(Collected data entries)
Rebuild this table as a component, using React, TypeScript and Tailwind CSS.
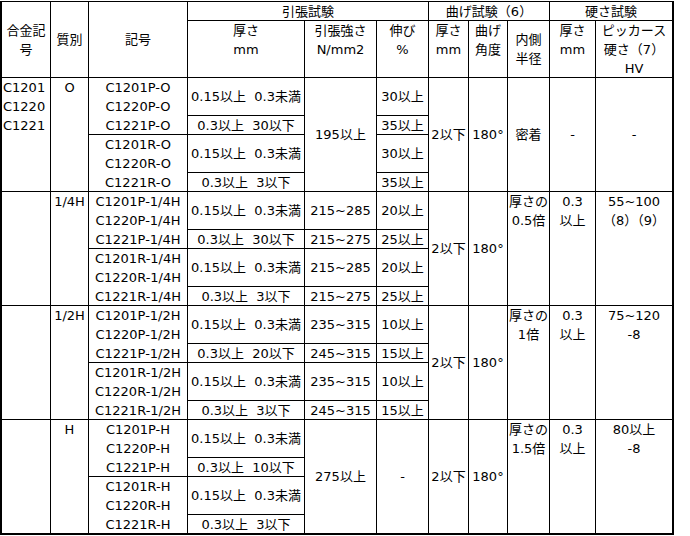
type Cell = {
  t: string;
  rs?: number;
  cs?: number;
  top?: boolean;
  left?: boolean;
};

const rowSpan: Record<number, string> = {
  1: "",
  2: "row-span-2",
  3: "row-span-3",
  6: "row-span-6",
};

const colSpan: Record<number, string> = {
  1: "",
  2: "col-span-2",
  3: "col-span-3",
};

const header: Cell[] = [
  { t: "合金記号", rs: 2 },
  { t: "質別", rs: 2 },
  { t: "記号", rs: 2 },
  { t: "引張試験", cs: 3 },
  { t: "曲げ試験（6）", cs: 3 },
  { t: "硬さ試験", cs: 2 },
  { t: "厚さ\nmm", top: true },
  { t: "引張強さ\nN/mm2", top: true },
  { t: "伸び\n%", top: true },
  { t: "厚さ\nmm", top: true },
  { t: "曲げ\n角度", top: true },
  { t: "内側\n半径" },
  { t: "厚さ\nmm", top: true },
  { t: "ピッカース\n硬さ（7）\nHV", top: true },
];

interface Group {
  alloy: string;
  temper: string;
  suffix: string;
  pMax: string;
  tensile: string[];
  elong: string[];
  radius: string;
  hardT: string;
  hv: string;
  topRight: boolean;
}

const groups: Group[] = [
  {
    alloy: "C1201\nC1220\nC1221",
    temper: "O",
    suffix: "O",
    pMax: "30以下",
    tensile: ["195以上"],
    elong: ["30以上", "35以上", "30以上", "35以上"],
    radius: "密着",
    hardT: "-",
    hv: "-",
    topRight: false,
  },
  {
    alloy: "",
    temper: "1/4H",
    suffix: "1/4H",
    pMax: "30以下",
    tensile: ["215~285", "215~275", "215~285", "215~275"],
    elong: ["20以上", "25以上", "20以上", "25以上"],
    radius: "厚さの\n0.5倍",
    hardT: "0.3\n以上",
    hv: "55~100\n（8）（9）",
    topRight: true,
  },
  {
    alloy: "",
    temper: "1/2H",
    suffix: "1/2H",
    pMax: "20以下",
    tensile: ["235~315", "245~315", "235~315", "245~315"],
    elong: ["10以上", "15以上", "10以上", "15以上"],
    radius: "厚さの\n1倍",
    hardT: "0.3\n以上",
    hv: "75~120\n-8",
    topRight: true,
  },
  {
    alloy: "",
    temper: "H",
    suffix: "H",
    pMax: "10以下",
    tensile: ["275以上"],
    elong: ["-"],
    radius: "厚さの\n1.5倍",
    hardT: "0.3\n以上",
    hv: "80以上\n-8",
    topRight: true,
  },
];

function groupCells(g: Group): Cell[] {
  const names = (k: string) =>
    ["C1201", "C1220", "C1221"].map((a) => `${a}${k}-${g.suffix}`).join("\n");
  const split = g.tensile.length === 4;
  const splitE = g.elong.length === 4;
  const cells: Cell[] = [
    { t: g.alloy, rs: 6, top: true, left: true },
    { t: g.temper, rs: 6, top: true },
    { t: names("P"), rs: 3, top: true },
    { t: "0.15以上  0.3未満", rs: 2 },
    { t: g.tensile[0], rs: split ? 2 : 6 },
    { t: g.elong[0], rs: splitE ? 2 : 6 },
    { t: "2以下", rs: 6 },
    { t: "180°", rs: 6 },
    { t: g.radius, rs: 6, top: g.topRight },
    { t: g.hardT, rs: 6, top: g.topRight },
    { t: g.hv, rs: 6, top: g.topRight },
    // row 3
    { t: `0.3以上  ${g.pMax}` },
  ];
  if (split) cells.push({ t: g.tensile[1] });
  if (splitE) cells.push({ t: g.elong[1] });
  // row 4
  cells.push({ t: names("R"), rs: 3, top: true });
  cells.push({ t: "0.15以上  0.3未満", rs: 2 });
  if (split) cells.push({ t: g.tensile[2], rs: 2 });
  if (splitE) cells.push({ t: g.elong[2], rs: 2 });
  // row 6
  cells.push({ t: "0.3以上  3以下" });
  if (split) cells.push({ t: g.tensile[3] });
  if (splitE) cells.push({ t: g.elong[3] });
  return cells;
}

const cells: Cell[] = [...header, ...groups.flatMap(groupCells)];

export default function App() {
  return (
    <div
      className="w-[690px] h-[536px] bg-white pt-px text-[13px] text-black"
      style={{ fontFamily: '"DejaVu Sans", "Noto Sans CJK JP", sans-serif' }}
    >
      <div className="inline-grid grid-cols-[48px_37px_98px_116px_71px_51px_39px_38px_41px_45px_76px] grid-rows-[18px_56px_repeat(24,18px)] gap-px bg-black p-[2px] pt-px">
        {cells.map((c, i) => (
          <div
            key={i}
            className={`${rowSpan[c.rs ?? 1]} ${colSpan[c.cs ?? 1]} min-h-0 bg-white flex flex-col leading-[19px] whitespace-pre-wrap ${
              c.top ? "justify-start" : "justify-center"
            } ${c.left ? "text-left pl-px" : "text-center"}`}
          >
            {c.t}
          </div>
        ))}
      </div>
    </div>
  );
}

...

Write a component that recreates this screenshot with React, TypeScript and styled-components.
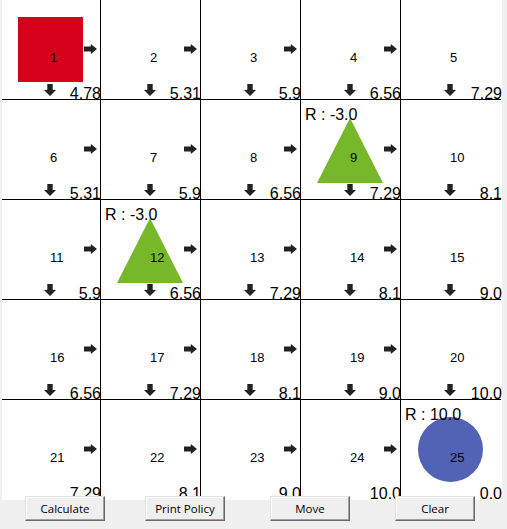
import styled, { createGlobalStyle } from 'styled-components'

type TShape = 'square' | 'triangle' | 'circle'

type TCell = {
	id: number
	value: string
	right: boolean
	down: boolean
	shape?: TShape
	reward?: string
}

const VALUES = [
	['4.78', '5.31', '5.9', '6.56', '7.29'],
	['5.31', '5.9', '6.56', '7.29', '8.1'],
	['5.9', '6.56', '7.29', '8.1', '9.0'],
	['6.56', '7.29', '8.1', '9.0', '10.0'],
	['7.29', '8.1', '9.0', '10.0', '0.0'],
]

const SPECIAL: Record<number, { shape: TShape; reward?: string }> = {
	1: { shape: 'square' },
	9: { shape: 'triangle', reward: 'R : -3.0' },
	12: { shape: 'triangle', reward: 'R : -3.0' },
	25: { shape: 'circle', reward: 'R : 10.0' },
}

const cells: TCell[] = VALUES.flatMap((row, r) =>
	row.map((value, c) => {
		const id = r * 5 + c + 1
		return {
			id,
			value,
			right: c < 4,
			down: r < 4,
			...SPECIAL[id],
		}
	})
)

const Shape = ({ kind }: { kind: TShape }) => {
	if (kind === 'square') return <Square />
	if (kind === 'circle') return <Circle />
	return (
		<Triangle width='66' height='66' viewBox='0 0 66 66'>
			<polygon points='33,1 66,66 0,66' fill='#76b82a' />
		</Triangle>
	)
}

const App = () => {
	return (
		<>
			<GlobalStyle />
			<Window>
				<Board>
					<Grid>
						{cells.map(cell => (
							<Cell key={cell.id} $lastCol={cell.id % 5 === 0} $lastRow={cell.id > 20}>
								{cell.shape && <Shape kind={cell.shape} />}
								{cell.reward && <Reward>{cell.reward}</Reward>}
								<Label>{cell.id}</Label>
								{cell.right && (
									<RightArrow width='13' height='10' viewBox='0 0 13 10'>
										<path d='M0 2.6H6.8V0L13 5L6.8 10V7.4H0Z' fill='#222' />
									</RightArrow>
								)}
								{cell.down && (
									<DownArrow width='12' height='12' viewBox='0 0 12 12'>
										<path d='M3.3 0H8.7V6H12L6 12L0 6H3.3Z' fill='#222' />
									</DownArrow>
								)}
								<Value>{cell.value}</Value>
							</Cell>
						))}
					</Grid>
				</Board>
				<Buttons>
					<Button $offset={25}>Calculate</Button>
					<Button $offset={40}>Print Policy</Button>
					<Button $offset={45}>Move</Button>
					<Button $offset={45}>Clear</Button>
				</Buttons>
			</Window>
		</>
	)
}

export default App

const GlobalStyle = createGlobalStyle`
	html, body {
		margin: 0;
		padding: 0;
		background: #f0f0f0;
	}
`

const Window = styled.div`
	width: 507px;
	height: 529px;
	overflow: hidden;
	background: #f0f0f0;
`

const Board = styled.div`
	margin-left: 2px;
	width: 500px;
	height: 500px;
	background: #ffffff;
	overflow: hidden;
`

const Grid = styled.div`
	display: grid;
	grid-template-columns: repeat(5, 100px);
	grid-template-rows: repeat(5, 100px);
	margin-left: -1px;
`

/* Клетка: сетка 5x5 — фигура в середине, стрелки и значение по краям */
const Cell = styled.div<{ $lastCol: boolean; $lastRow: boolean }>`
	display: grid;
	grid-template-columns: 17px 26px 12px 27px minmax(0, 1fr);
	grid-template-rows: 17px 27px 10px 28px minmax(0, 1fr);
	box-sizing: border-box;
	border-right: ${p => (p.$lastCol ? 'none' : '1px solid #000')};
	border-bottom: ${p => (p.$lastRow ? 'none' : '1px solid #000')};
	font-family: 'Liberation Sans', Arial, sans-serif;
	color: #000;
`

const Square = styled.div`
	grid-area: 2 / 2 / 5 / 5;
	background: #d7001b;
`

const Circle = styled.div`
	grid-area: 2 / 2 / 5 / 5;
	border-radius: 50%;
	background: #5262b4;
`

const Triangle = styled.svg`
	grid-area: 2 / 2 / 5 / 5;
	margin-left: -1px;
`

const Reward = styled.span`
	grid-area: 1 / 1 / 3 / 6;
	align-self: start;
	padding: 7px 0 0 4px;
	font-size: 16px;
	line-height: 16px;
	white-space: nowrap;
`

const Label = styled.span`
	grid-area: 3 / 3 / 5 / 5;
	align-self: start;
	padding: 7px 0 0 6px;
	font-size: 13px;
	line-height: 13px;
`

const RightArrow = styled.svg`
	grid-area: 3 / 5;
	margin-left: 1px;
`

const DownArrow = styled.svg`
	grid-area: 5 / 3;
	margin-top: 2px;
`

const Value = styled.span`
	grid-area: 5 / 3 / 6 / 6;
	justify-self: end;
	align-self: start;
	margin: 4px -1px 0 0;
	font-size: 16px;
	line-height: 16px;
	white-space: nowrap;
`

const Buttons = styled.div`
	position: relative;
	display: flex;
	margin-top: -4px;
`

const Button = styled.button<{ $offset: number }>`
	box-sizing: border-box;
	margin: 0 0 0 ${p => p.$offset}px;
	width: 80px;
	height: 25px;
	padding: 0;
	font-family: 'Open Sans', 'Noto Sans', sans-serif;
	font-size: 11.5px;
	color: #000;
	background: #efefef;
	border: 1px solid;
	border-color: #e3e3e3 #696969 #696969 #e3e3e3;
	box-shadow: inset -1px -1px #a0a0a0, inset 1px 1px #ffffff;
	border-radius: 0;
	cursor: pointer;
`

---

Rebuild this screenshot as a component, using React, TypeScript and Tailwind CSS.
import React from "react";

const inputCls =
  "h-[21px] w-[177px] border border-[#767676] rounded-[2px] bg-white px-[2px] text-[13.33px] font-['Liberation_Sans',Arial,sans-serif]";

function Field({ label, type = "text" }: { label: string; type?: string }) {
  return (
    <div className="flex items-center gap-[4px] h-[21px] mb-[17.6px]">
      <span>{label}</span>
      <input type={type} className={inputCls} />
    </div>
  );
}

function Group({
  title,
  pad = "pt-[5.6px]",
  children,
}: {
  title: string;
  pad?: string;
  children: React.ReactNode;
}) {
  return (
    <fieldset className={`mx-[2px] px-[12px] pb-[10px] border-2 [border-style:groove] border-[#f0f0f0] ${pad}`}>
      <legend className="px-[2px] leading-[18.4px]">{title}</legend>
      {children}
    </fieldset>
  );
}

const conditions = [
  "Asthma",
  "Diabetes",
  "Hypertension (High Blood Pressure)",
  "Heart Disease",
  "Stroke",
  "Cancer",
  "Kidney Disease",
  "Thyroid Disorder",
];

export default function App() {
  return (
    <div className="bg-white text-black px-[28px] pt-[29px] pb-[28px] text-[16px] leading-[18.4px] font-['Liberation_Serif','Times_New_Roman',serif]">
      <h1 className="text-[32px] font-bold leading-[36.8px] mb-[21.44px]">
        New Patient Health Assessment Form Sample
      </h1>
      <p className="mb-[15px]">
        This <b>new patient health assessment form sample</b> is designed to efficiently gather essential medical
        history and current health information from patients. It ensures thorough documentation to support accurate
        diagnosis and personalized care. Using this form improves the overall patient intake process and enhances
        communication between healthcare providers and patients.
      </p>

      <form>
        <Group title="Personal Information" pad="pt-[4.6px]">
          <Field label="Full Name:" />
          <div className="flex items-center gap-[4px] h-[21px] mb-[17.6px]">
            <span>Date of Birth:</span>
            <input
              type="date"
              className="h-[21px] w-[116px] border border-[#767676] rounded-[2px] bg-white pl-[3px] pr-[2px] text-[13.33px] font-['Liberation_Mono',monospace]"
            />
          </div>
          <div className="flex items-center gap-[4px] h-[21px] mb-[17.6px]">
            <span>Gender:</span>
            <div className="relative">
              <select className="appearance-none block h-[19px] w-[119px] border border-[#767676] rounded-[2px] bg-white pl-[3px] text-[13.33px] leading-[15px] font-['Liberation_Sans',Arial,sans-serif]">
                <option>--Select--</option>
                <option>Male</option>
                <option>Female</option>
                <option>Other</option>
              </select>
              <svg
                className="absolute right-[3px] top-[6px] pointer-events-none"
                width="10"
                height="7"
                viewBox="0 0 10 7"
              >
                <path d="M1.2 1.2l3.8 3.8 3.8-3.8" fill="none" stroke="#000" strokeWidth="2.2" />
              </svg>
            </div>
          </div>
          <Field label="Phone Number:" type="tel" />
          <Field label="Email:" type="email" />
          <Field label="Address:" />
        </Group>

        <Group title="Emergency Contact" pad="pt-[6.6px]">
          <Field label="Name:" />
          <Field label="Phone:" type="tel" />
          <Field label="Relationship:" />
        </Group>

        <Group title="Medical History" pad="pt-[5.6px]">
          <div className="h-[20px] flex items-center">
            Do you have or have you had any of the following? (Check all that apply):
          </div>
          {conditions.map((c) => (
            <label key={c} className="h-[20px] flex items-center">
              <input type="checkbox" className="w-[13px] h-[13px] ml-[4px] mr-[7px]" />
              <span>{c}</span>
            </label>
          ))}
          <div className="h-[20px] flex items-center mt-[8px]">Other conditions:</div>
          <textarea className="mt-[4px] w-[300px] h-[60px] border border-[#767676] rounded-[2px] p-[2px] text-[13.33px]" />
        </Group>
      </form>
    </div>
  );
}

Problem to work on: Taking the material above, extract exactly and only the lines from the line with "Rebuild this screenshot" to the line with "w-[177px] border border-[#767676]", inclusive of both.

Exercise result:
Rebuild this screenshot as a component, using React, TypeScript and Tailwind CSS.
import React from "react";

const inputCls =
  "h-[21px] w-[177px] border border-[#767676] rounded-[2px] bg-white px-[2px] text-[13.33px] font-['Liberation_Sans',Arial,sans-serif]";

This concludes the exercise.